▶ What is being asked
In the data below, locate each line with the word "this" and list it.

▶ Records to use

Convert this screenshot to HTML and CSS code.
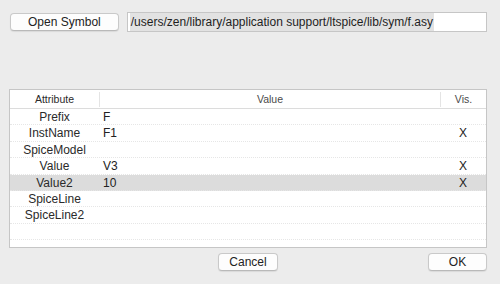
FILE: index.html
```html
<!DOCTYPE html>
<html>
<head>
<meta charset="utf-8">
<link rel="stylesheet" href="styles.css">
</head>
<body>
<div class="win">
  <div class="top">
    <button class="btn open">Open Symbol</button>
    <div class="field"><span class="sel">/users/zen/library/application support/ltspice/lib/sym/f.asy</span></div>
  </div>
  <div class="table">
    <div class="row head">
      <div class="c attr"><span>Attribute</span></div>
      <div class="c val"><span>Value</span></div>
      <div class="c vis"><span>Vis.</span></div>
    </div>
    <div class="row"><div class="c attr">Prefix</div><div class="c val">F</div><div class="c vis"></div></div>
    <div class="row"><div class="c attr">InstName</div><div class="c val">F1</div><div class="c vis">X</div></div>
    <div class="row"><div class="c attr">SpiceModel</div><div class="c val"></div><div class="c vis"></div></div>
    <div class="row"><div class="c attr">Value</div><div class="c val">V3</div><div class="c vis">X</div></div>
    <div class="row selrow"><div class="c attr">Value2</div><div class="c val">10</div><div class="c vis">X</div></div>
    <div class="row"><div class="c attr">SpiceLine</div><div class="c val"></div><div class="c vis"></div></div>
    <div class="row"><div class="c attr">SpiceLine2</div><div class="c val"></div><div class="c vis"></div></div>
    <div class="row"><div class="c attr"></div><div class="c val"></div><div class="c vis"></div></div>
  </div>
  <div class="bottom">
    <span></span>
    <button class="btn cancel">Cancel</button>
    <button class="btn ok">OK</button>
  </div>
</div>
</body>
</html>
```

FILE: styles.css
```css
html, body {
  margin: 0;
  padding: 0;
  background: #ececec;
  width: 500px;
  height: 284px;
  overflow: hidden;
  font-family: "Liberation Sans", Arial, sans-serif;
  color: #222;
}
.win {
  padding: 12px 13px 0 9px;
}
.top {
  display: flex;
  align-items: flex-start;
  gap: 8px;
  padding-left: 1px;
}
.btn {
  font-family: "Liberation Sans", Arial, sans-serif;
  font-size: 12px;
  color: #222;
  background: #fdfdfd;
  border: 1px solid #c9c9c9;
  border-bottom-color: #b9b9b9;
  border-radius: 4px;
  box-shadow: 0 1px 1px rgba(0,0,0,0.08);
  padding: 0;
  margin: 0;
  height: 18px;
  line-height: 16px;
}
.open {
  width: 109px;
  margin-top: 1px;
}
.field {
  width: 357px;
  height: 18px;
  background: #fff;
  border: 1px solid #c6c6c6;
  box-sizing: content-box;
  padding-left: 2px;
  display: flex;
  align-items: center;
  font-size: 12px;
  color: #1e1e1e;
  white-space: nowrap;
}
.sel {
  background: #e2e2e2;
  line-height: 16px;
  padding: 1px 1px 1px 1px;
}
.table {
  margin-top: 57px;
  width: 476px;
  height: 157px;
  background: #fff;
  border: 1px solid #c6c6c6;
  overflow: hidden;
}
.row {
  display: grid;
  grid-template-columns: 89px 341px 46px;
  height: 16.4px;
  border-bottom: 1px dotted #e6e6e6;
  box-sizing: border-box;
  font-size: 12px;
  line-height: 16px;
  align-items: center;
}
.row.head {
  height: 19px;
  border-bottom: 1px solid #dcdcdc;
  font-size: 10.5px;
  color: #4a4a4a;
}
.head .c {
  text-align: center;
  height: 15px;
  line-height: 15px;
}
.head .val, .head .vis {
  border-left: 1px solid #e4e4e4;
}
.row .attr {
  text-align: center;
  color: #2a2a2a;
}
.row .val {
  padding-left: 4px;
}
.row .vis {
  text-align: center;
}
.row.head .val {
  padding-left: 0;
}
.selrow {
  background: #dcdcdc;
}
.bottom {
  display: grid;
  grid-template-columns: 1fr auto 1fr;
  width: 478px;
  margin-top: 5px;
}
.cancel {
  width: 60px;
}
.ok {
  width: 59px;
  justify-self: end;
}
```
--
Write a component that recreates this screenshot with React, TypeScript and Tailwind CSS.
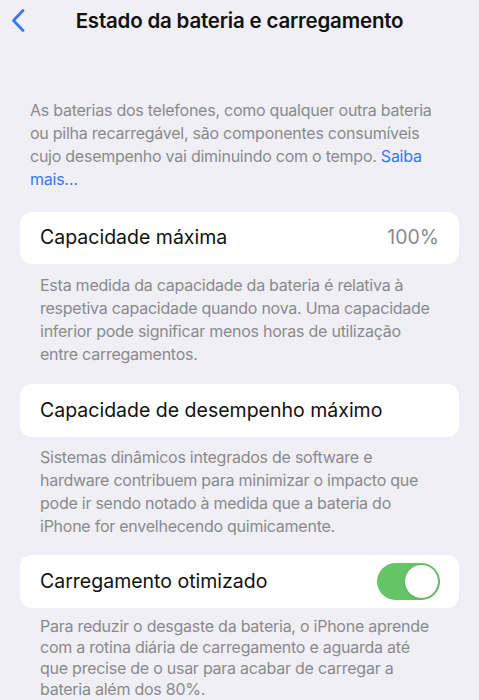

▶ Answer
Convert this screenshot to HTML and CSS code.
Write a component that recreates this screenshot with React, TypeScript and Tailwind CSS.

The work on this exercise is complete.